In your, what appears to be, extremely limited experience.

The standards bodies; POSIX, for example, don't even define
the order of structure members in structures that are part of
the C bindings; it's left to the implementation (or the associated
application binary interface (ABI)) to define the order and any
padding.

Part of the reason that C/C++ don't impose an ordering on
designated structure initializers is because the order may differ between
implementations, thus any source code that assumed a particular order
in an initializer wouldn't be portable.

[Bonita Montero]

>> That might be sometimes so, f.e. when declaring serialized
>> data-structures, but that's not typical.

> In your, what appears to be, extremely limited experience.

My experience is not limited on that.

> The standards bodies; POSIX, for example, don't even define
> the order of structure members in structures that are part of
> the C bindings; it's left to the implementation (or the associated
> application binary interface (ABI)) to define the order and any
> padding.

That' proves that this is typical?
In C++ you usually don't even insitialize members of structures
or classes like this by hand but indirectly through a constructor.

[Juha Nieminen]

Bonita Montero <Bonita....@gmail.com> wrote:
> In C++ you usually don't even insitialize members of structures
> or classes like this by hand but indirectly through a constructor.

The problem is that the declaration/implementation of the struct might
not be modifiable (eg. because it's in a third-party library), and in
some situations the members might not be assignable, most typically
because you want/need the instantiation to be const (or even constexpr):

const Data kData = { .value = 5, .name = "hello" };

Of course you could go the long route of creating a "constructor" function
for it and use it to initialize the const object:

Data createData(int value, const char* name)
{
Data data;
data.value = value;
data.name = name;
return data;
}

...

const Data kData = createData(5, "hello");

but that's a long-winded way of doing it.

[Bonita Montero]

>> In C++ you usually don't even insitialize members of structures
>> or classes like this by hand but indirectly through a constructor.

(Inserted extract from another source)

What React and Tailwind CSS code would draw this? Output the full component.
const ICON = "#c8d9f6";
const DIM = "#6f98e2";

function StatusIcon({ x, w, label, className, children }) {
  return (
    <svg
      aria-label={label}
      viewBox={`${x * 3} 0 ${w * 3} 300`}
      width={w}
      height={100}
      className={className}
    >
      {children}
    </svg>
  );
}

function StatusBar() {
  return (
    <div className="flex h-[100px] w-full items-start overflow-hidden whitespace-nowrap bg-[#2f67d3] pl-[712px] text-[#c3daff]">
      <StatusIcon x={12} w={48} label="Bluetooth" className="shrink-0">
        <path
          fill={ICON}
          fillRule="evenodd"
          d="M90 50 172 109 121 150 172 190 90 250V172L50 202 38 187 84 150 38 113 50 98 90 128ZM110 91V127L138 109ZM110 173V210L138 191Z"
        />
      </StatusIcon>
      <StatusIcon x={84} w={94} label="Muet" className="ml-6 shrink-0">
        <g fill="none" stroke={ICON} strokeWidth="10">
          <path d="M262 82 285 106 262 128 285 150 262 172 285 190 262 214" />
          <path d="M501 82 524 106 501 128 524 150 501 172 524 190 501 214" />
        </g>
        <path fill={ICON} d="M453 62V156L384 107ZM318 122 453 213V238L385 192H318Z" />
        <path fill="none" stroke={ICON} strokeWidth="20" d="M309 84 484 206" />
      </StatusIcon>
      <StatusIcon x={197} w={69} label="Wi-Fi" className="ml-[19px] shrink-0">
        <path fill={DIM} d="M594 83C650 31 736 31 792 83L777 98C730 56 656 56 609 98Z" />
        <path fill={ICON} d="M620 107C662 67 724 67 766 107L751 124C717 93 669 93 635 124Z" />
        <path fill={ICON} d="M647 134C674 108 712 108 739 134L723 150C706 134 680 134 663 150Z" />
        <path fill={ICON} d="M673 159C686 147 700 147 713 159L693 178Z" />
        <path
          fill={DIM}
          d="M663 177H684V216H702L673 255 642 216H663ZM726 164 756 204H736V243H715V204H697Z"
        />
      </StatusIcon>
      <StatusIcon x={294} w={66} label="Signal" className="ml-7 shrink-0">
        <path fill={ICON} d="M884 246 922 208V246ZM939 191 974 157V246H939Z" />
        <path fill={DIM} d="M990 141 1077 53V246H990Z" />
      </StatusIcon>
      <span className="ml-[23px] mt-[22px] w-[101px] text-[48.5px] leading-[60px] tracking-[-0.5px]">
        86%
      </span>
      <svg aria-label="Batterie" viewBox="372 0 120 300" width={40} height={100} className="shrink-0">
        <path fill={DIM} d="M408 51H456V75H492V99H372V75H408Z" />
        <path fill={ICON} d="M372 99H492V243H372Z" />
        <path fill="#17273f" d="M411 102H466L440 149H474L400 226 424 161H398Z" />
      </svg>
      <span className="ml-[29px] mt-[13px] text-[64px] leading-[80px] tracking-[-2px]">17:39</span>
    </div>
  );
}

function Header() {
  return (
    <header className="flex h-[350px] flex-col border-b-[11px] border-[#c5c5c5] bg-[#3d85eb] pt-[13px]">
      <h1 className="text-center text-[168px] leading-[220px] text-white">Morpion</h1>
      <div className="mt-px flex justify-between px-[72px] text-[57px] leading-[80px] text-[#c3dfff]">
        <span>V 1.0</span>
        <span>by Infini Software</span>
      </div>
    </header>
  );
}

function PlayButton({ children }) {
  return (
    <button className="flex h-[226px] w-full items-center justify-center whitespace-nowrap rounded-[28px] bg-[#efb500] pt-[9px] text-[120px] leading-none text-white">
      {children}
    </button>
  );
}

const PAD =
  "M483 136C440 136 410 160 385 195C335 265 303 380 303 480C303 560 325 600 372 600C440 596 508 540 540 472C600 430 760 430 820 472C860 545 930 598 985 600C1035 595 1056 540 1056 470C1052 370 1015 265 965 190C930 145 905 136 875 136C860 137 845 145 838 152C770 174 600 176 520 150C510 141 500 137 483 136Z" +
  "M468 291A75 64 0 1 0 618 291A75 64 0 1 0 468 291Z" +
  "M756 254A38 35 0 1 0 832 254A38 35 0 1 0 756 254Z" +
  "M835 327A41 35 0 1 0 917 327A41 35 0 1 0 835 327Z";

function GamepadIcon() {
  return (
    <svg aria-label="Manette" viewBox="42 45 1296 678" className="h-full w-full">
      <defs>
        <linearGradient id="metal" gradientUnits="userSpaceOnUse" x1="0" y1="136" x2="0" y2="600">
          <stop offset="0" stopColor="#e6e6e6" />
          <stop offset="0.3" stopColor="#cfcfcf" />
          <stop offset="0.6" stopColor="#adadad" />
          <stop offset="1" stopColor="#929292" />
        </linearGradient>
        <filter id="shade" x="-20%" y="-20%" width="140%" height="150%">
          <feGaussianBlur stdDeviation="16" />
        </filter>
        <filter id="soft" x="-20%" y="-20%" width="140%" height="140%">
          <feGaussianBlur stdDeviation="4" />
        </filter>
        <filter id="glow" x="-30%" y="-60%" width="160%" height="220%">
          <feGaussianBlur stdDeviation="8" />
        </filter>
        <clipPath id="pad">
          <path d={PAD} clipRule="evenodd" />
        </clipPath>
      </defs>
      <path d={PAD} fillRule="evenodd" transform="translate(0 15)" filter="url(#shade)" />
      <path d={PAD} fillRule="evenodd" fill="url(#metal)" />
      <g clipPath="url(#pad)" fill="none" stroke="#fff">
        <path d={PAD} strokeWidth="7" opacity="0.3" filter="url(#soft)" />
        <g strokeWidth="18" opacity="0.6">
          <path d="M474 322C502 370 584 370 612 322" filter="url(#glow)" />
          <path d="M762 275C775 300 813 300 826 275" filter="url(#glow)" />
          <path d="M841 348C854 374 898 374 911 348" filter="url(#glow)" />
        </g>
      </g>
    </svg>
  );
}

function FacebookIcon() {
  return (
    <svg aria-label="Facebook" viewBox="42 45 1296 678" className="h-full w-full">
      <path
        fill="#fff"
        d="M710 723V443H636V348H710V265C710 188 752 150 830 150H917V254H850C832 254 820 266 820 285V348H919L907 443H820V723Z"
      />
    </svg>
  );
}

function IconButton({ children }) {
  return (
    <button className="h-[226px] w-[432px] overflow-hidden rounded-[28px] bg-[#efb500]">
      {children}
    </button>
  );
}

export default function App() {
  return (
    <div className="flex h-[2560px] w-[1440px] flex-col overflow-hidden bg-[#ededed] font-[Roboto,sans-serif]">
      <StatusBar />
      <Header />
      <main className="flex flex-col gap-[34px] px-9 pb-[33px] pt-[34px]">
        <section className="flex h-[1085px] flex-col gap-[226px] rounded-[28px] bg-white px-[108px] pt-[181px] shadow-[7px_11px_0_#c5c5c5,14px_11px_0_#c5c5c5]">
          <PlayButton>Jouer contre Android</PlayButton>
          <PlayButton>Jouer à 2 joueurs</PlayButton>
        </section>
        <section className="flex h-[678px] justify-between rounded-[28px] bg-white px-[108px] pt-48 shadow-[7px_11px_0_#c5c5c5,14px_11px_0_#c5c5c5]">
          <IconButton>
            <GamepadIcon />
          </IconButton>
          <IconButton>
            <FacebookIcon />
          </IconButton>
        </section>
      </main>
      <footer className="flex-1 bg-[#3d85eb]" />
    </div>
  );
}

> The problem is that the declaration/implementation of the struct might
> not be modifiable (eg. because it's in a third-party library), and in
> some situations the members might not be assignable, most typically
> because you want/need the instantiation to be const (or even constexpr):

One solution would be to derive a class from the structure and have
a constructor on it. The APIs evaluating the structure will get the
upcasted structure.

> const Data kData = { .value = 5, .name = "hello" };
> Of course you could go the long route of creating a "constructor" function
> for it and use it to initialize the const object:
> Data createData(int value, const char* name)
> {
> Data data;
> data.value = value;
> data.name = name;
> return data;
> }
> ...
> const Data kData = createData(5, "hello");
> but that's a long-winded way of doing it.

Ok, you're right. That's days of work!

[Bonita Montero]

>>> In C++ you usually don't even insitialize members of structures
>>> or classes like this by hand but indirectly through a constructor.

>> The problem is that the declaration/implementation of the struct might
>> not be modifiable (eg. because it's in a third-party library), and in
>> some situations the members might not be assignable, most typically
>> because you want/need the instantiation to be const (or even constexpr):

> One solution would be to derive a class from the structure and have
> a constructor on it. The APIs evaluating the structure will get the
> upcasted structure.

BTW: Maybe this could fail if the API requires an array of structures.
Or is it guaranteed that a derived class without any data-members always
has the same size as the base-class? Practically this will apply to all
compilers, but theoretically that might not be correct.